Bill Trost, lead game designer for Trion, nodded before explaining that the “bible” created for the game had 300-plus pages that map and explain the world with the clinical tone of an encyclopedia or government survey.
“We will have thousands of players and they have to come into a believable environment that they feel invested in. We have to have Genesis thoughts,” Trost said. “What is this world and how did it come to be? We have to invest in the origin of the species.”
The game designers found themselves reined in by the limitations of a television production. Some of their envisioned creatures, for example, were simply too expensive and impractical for a weekly television show. “We needed castable aliens,” Howe said with a wry chuckle.
Tuesday night in New York, Syfy, which reaches 98 million homes, previewed its planned new shows, including Howe’s pricey gamble on the long-simmering project, which has not yet begun filming. Buttler said that for Howe’s gamble to pay off, both sides of the team must create something that stands on its own even as it marches lockstep into the future. “They are not codependent on the other but if you are someone who wants to engage it as a show and as a game, the experience is enhanced,” Buttler said.

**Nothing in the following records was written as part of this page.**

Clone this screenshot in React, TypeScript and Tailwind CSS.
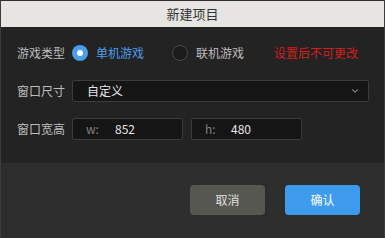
import { ChevronDown } from "lucide-react";

const font = { fontFamily: '"Noto Sans CJK SC", "Noto Sans", sans-serif' };

const Radio = ({ checked, label }: { checked: boolean; label: string }) => (
  <label className="flex items-center gap-[8px] shrink-0">
    {checked ? (
      <span className="w-[16px] h-[16px] rounded-full bg-[#4a9eea] flex items-center justify-center">
        <span className="w-[6px] h-[6px] rounded-full bg-white" />
      </span>
    ) : (
      <span className="w-[16px] h-[16px] rounded-full border border-[#4a4a4a] bg-[#1b1b1b]" />
    )}
    <span className={checked ? "text-[#4a9eea]" : "text-[#bdbdbd]"}>{label}</span>
  </label>
);

export default function App() {
  return (
    <div
      className="w-[385px] h-[238px] flex flex-col bg-[#2d2d2d] border-t border-[#2f2f2f] border-x border-x-[#3c3c3c] text-[12px] whitespace-nowrap"
      style={font}
    >
      <div className="h-[26px] shrink-0 bg-[#e6e5e1] flex items-center justify-center text-[13px] text-[#333]">
        新建项目
      </div>

      <div className="h-[136px] shrink-0 bg-[#232323] flex flex-col pl-[16px] pr-[15px] pt-[15px] gap-[16px]">
        <div className="flex items-center h-[22px]">
          <span className="w-[55px] shrink-0 text-[#bdbdbd]">游戏类型</span>
          <Radio checked label="单机游戏" />
          <span className="ml-[28px] shrink-0">
            <Radio checked={false} label="联机游戏" />
          </span>
          <span className="ml-[30px] shrink-0 text-[#d41e1e]">设置后不可更改</span>
        </div>

        <div className="flex items-center h-[22px]">
          <span className="w-[55px] shrink-0 text-[#bdbdbd]">窗口尺寸</span>
          <div className="flex-1 h-[22px] rounded-[2px] border border-[#3c3c3c] bg-[#151515] flex items-center pl-[14px] pr-[8px] text-[#e6e6e6]">
            <span className="flex-1">自定义</span>
            <ChevronDown size={10} strokeWidth={2.5} className="text-[#9a9a9a]" />
          </div>
        </div>

        <div className="flex items-center h-[22px]">
          <span className="w-[55px] shrink-0 text-[#bdbdbd]">窗口宽高</span>
          <div className="w-[111px] h-[22px] rounded-[2px] border border-[#3c3c3c] bg-[#151515] flex items-center pl-[13px]">
            <span className="w-[29px] text-[#808080]">w:</span>
            <span className="text-[#e6e6e6]">852</span>
          </div>
          <div className="ml-[8px] w-[111px] h-[22px] rounded-[2px] border border-[#3c3c3c] bg-[#151515] flex items-center pl-[13px]">
            <span className="w-[26px] text-[#808080]">h:</span>
            <span className="text-[#e6e6e6]">480</span>
          </div>
        </div>
      </div>

      <div className="flex-1 flex justify-end items-start pt-[22px] pr-[24px] gap-[20px]">
        <button className="w-[75px] h-[30px] rounded-[4px] bg-[#575752] text-[#e0e0e0]">取消</button>
        <button className="w-[75px] h-[30px] rounded-[4px] bg-[#3f9bed] text-white">确认</button>
      </div>
    </div>
  );
}
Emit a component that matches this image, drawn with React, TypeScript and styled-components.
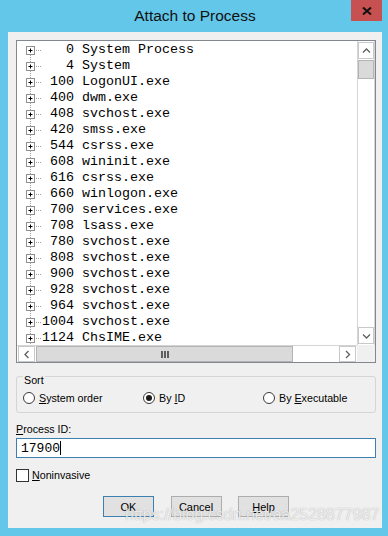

The synergy is certainly enticing. If a television franchise is hitched directly to a paid-subscription online game — and not just in name, but in narrative — the captive audience possibilities are dizzying. However, the project will have to create a mythology that will get a huge audience to invest their time, money and passion and do it fast enough to keep Howe’s new masters at NBC Universal onboard for the great experiment. Howe knows the clock is ticking. “When you do things that no one has done before there’s always a risk to it. We’re in alien territory now.”